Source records
----------------------------------------

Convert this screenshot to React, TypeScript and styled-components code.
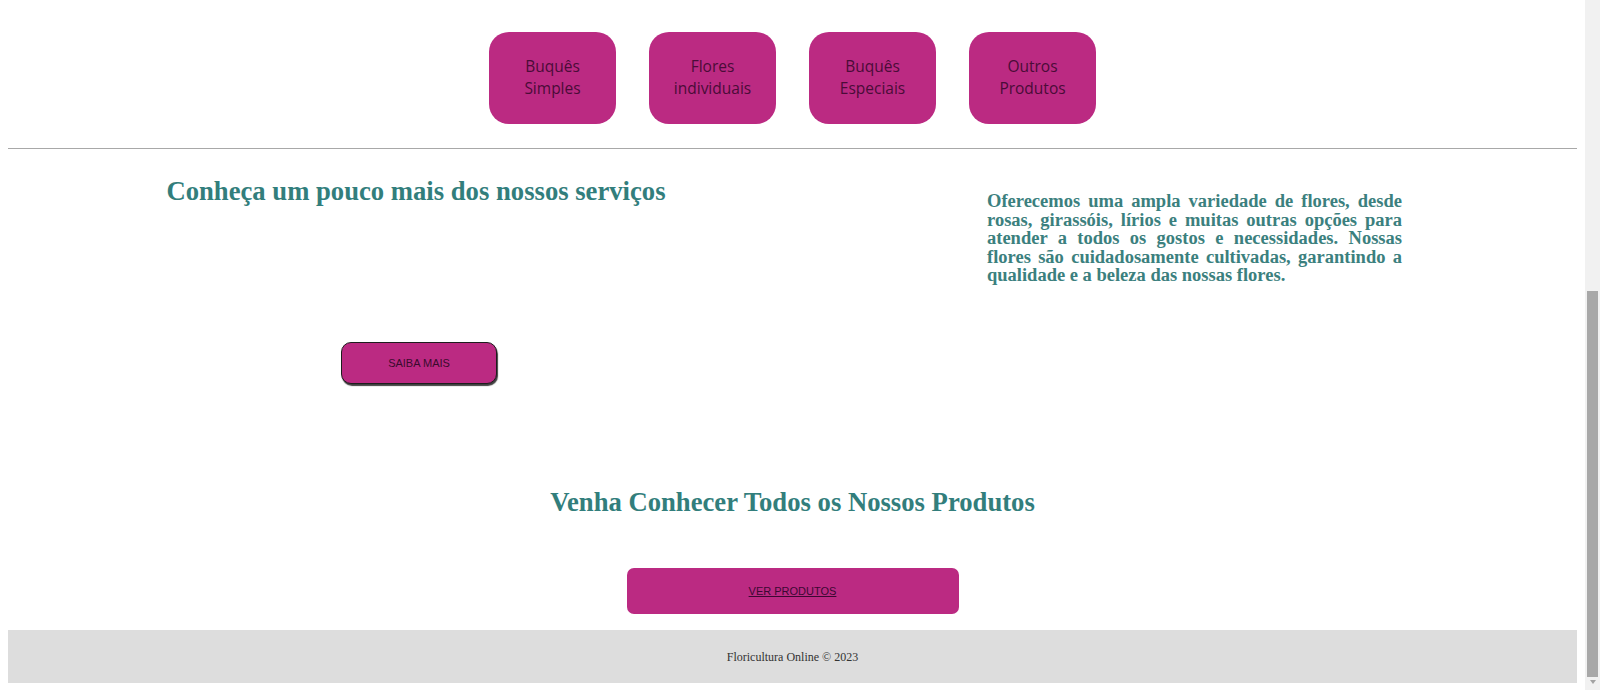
import React from "react";
import styled, { createGlobalStyle } from "styled-components";

const GlobalStyle = createGlobalStyle`
  html, body {
    margin: 0;
    height: 100%;
    overflow: hidden;
    background: #ffffff;
    font-family: "Liberation Serif", "Times New Roman", serif;
  }
`;

const MAGENTA = "#bb2a82";
const TEAL = "#327e7c";

/* ---------- window frame: page + browser scrollbar ---------- */
const Viewport = styled.div`
  display: flex;
  height: 690px;
  overflow: hidden;
`;

const Page = styled.div`
  flex: 1;
  min-width: 0;
  box-sizing: border-box;
  padding: 8px;
  overflow: hidden;
`;

const ScrollTrack = styled.div`
  width: 15px;
  flex: 0 0 15px;
  display: flex;
  flex-direction: column;
  align-items: center;
  background: #f1f1f1;
`;

const ScrollThumb = styled.div`
  margin-top: 291px;
  width: 11px;
  height: 386px;
  background: #a8a8a8;
`;

const ScrollArrow = styled.div`
  margin-top: auto;
  margin-bottom: 6px;
  width: 0;
  height: 0;
  border-left: 3.5px solid transparent;
  border-right: 3.5px solid transparent;
  border-top: 4px solid #a3a3a3;
`;

/* ---------- category buttons ---------- */
const CategoryNav = styled.nav`
  display: flex;
  justify-content: center;
  gap: 33px;
  padding: 24px 0;
`;

const CategoryButton = styled.a`
  box-sizing: border-box;
  width: 127px;
  height: 92px;
  display: flex;
  flex-direction: column;
  align-items: center;
  justify-content: center;
  background: ${MAGENTA};
  border-radius: 20px;
  color: #4a0c38;
  font-family: "Open Sans", "Noto Sans", sans-serif;
  font-size: 15.5px;
  line-height: 21.7px;
  text-align: center;
  text-decoration: none;
`;

const ButtonLine = styled.span`
  display: block;
`;

const Divider = styled.hr`
  margin: 0;
  height: 1px;
  border: 0;
  background: #a8a8a8;
`;

/* ---------- services ---------- */
const Services = styled.section`
  display: flex;
  align-items: flex-start;
`;

const ServicesIntro = styled.div`
  width: 816px;
  display: flex;
  flex-direction: column;
  align-items: center;
`;

const SectionTitle = styled.h2<{ $top: number }>`
  margin: ${(p) => p.$top}px 0 0;
  font-size: 26.67px;
  font-weight: bold;
  line-height: normal;
  color: ${TEAL};
  text-align: center;
`;

const MoreButton = styled.button`
  box-sizing: border-box;
  margin: 135px 0 0 6px;
  width: 156px;
  height: 42px;
  border: 1px solid #1d1d1d;
  border-radius: 10px;
  box-shadow: 1px 2px 1px rgba(0, 0, 0, 0.75);
  background: ${MAGENTA};
  color: #3a0a2d;
  font-family: "Liberation Sans", Arial, sans-serif;
  font-size: 11px;
  cursor: pointer;
`;

const About = styled.p`
  margin: 43px 0 0 163px;
  width: 415px;
  font-size: 18.5px;
  font-weight: bold;
  line-height: 18.5px;
  text-align: justify;
  color: #3b807e;
`;

/* ---------- products ---------- */
const Products = styled.section`
  display: flex;
  flex-direction: column;
  align-items: center;
`;

const ProductsButton = styled.a`
  box-sizing: border-box;
  margin-top: 50px;
  width: 332px;
  height: 46px;
  display: flex;
  align-items: center;
  justify-content: center;
  border-radius: 7px;
  background: ${MAGENTA};
  color: #3b0832;
  font-family: "Liberation Sans", Arial, sans-serif;
  font-size: 11px;
  text-decoration: underline;
`;

/* ---------- footer ---------- */
const Footer = styled.footer`
  margin-top: 16px;
  padding: 19.5px 0;
  background: #dddddd;
  text-align: center;
`;

const FooterText = styled.p`
  margin: 0;
  font-size: 12px;
  line-height: 14px;
  color: #333333;
`;

const categories = [
  ["Buquês", "Simples"],
  ["Flores", "individuais"],
  ["Buquês", "Especiais"],
  ["Outros", "Produtos"],
];

export default function App() {
  return (
    <>
      <GlobalStyle />
      <Viewport>
        <Page>
          <CategoryNav>
            {categories.map((lines) => (
              <CategoryButton key={lines.join(" ")} href="#">
                {lines.map((l) => (
                  <ButtonLine key={l}>{l}</ButtonLine>
                ))}
              </CategoryButton>
            ))}
          </CategoryNav>
          <Divider />

          <Services>
            <ServicesIntro>
              <SectionTitle $top={27}>Conheça um pouco mais dos nossos serviços</SectionTitle>
              <MoreButton>SAIBA MAIS</MoreButton>
            </ServicesIntro>
            <About>
              Oferecemos uma ampla variedade de flores, desde rosas, girassóis,
              lírios e muitas outras opções para atender a todos os gostos e
              necessidades. Nossas flores são cuidadosamente cultivadas,
              garantindo a qualidade e a beleza das nossas flores.
            </About>
          </Services>

          <Products>
            <SectionTitle $top={103}>Venha Conhecer Todos os Nossos Produtos</SectionTitle>
            <ProductsButton href="#">VER PRODUTOS</ProductsButton>
          </Products>

          <Footer>
            <FooterText>Floricultura Online © 2023</FooterText>
          </Footer>
        </Page>
        <ScrollTrack aria-hidden="true">
          <ScrollThumb />
          <ScrollArrow />
        </ScrollTrack>
      </Viewport>
    </>
  );
}
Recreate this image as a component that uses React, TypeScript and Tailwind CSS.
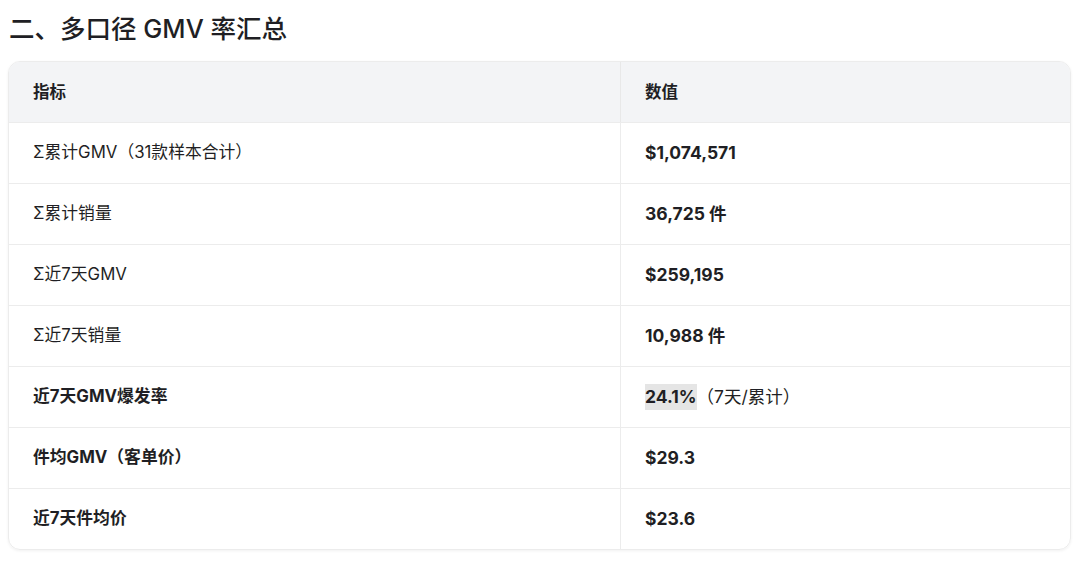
import React from 'react';

type Row = { label: string; value: React.ReactNode; strong?: boolean };

const rows: Row[] = [
  { label: 'Σ累计GMV（31款样本合计）', value: '$1,074,571' },
  { label: 'Σ累计销量', value: '36,725 件' },
  { label: 'Σ近7天GMV', value: '$259,195' },
  { label: 'Σ近7天销量', value: '10,988 件' },
  {
    label: '近7天GMV爆发率',
    strong: true,
    value: (
      <>
        <span className="bg-[#e5e5e5]">24.1%</span>
        <span className="font-normal">（7天/累计）</span>
      </>
    ),
  },
  { label: '件均GMV（客单价）', value: '$29.3', strong: true },
  { label: '近7天件均价', value: '$23.6', strong: true },
];

const App = () => {
  return (
    <div
      className="w-[1080px] h-[563px] bg-white text-[#1f1f24] overflow-hidden"
      style={{ fontFamily: '"Inter", "Noto Sans CJK SC", sans-serif' }}
    >
      <h2 className="pl-[9px] pt-[12px] h-[61px] text-[25.5px] leading-[34px] font-medium">二、多口径 GMV 率汇总</h2>
      <div className="mx-[8px] w-[1063px] rounded-xl border border-[#ececec] shadow-[0_1px_3px_rgba(0,0,0,0.06)] overflow-hidden">
        <div className="grid grid-cols-[612px_1fr] h-[60px] bg-[#f3f4f6] text-[16.5px] font-bold">
          <div className="pl-[24px] flex items-center border-r border-[#e8e8e8]">指标</div>
          <div className="pl-[24px] flex items-center">数值</div>
        </div>
        {rows.map((r) => (
          <div key={r.label} className="grid grid-cols-[612px_1fr] h-[61px] border-t border-[#ececec]">
            <div className={`pl-[24px] flex items-center border-r border-[#ececec] text-[16.8px] ${r.strong ? 'font-bold' : ''}`}>{r.label}</div>
            <div className="pl-[24px] flex items-center font-bold text-[17.5px]">{r.value}</div>
          </div>
        ))}
      </div>
    </div>
  );
};

export default App;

----------------------------------------

EXERCISE REQUIREMENTS:
Copy all of the entries verbatim, leaving out any pictures they contain.

PROBLEM SOLUTION:
Convert this screenshot to React, TypeScript and styled-components code.
import React from "react";
import styled, { createGlobalStyle } from "styled-components";

const GlobalStyle = createGlobalStyle`
  html, body {
    margin: 0;
    height: 100%;
    overflow: hidden;
    background: #ffffff;
    font-family: "Liberation Serif", "Times New Roman", serif;
  }
`;

const MAGENTA = "#bb2a82";
const TEAL = "#327e7c";

/* ---------- window frame: page + browser scrollbar ---------- */
const Viewport = styled.div`
  display: flex;
  height: 690px;
  overflow: hidden;
`;

const Page = styled.div`
  flex: 1;
  min-width: 0;
  box-sizing: border-box;
  padding: 8px;
  overflow: hidden;
`;

const ScrollTrack = styled.div`
  width: 15px;
  flex: 0 0 15px;
  display: flex;
  flex-direction: column;
  align-items: center;
  background: #f1f1f1;
`;

const ScrollThumb = styled.div`
  margin-top: 291px;
  width: 11px;
  height: 386px;
  background: #a8a8a8;
`;

const ScrollArrow = styled.div`
  margin-top: auto;
  margin-bottom: 6px;
  width: 0;
  height: 0;
  border-left: 3.5px solid transparent;
  border-right: 3.5px solid transparent;
  border-top: 4px solid #a3a3a3;
`;

/* ---------- category buttons ---------- */
const CategoryNav = styled.nav`
  display: flex;
  justify-content: center;
  gap: 33px;
  padding: 24px 0;
`;

const CategoryButton = styled.a`
  box-sizing: border-box;
  width: 127px;
  height: 92px;
  display: flex;
  flex-direction: column;
  align-items: center;
  justify-content: center;
  background: ${MAGENTA};
  border-radius: 20px;
  color: #4a0c38;
  font-family: "Open Sans", "Noto Sans", sans-serif;
  font-size: 15.5px;
  line-height: 21.7px;
  text-align: center;
  text-decoration: none;
`;

const ButtonLine = styled.span`
  display: block;
`;

const Divider = styled.hr`
  margin: 0;
  height: 1px;
  border: 0;
  background: #a8a8a8;
`;

/* ---------- services ---------- */
const Services = styled.section`
  display: flex;
  align-items: flex-start;
`;

const ServicesIntro = styled.div`
  width: 816px;
  display: flex;
  flex-direction: column;
  align-items: center;
`;

const SectionTitle = styled.h2<{ $top: number }>`
  margin: ${(p) => p.$top}px 0 0;
  font-size: 26.67px;
  font-weight: bold;
  line-height: normal;
  color: ${TEAL};
  text-align: center;
`;

const MoreButton = styled.button`
  box-sizing: border-box;
  margin: 135px 0 0 6px;
  width: 156px;
  height: 42px;
  border: 1px solid #1d1d1d;
  border-radius: 10px;
  box-shadow: 1px 2px 1px rgba(0, 0, 0, 0.75);
  background: ${MAGENTA};
  color: #3a0a2d;
  font-family: "Liberation Sans", Arial, sans-serif;
  font-size: 11px;
  cursor: pointer;
`;

const About = styled.p`
  margin: 43px 0 0 163px;
  width: 415px;
  font-size: 18.5px;
  font-weight: bold;
  line-height: 18.5px;
  text-align: justify;
  color: #3b807e;
`;

/* ---------- products ---------- */
const Products = styled.section`
  display: flex;
  flex-direction: column;
  align-items: center;
`;

const ProductsButton = styled.a`
  box-sizing: border-box;
  margin-top: 50px;
  width: 332px;
  height: 46px;
  display: flex;
  align-items: center;
  justify-content: center;
  border-radius: 7px;
  background: ${MAGENTA};
  color: #3b0832;
  font-family: "Liberation Sans", Arial, sans-serif;
  font-size: 11px;
  text-decoration: underline;
`;

/* ---------- footer ---------- */
const Footer = styled.footer`
  margin-top: 16px;
  padding: 19.5px 0;
  background: #dddddd;
  text-align: center;
`;

const FooterText = styled.p`
  margin: 0;
  font-size: 12px;
  line-height: 14px;
  color: #333333;
`;

const categories = [
  ["Buquês", "Simples"],
  ["Flores", "individuais"],
  ["Buquês", "Especiais"],
  ["Outros", "Produtos"],
];

export default function App() {
  return (
    <>
      <GlobalStyle />
      <Viewport>
        <Page>
          <CategoryNav>
            {categories.map((lines) => (
              <CategoryButton key={lines.join(" ")} href="#">
                {lines.map((l) => (
                  <ButtonLine key={l}>{l}</ButtonLine>
                ))}
              </CategoryButton>
            ))}
          </CategoryNav>
          <Divider />

          <Services>
            <ServicesIntro>
              <SectionTitle $top={27}>Conheça um pouco mais dos nossos serviços</SectionTitle>
              <MoreButton>SAIBA MAIS</MoreButton>
            </ServicesIntro>
            <About>
              Oferecemos uma ampla variedade de flores, desde rosas, girassóis,
              lírios e muitas outras opções para atender a todos os gostos e
              necessidades. Nossas flores são cuidadosamente cultivadas,
              garantindo a qualidade e a beleza das nossas flores.
            </About>
          </Services>

          <Products>
            <SectionTitle $top={103}>Venha Conhecer Todos os Nossos Produtos</SectionTitle>
            <ProductsButton href="#">VER PRODUTOS</ProductsButton>
          </Products>

          <Footer>
            <FooterText>Floricultura Online © 2023</FooterText>
          </Footer>
        </Page>
        <ScrollTrack aria-hidden="true">
          <ScrollThumb />
          <ScrollArrow />
        </ScrollTrack>
      </Viewport>
    </>
  );
}
Recreate this image as a component that uses React, TypeScript and Tailwind CSS.
import React from 'react';

type Row = { label: string; value: React.ReactNode; strong?: boolean };

const rows: Row[] = [
  { label: 'Σ累计GMV（31款样本合计）', value: '$1,074,571' },
  { label: 'Σ累计销量', value: '36,725 件' },
  { label: 'Σ近7天GMV', value: '$259,195' },
  { label: 'Σ近7天销量', value: '10,988 件' },
  {
    label: '近7天GMV爆发率',
    strong: true,
    value: (
      <>
        <span className="bg-[#e5e5e5]">24.1%</span>
        <span className="font-normal">（7天/累计）</span>
      </>
    ),
  },
  { label: '件均GMV（客单价）', value: '$29.3', strong: true },
  { label: '近7天件均价', value: '$23.6', strong: true },
];

const App = () => {
  return (
    <div
      className="w-[1080px] h-[563px] bg-white text-[#1f1f24] overflow-hidden"
      style={{ fontFamily: '"Inter", "Noto Sans CJK SC", sans-serif' }}
    >
      <h2 className="pl-[9px] pt-[12px] h-[61px] text-[25.5px] leading-[34px] font-medium">二、多口径 GMV 率汇总</h2>
      <div className="mx-[8px] w-[1063px] rounded-xl border border-[#ececec] shadow-[0_1px_3px_rgba(0,0,0,0.06)] overflow-hidden">
        <div className="grid grid-cols-[612px_1fr] h-[60px] bg-[#f3f4f6] text-[16.5px] font-bold">
          <div className="pl-[24px] flex items-center border-r border-[#e8e8e8]">指标</div>
          <div className="pl-[24px] flex items-center">数值</div>
        </div>
        {rows.map((r) => (
          <div key={r.label} className="grid grid-cols-[612px_1fr] h-[61px] border-t border-[#ececec]">
            <div className={`pl-[24px] flex items-center border-r border-[#ececec] text-[16.8px] ${r.strong ? 'font-bold' : ''}`}>{r.label}</div>
            <div className="pl-[24px] flex items-center font-bold text-[17.5px]">{r.value}</div>
          </div>
        ))}
      </div>
    </div>
  );
};

export default App;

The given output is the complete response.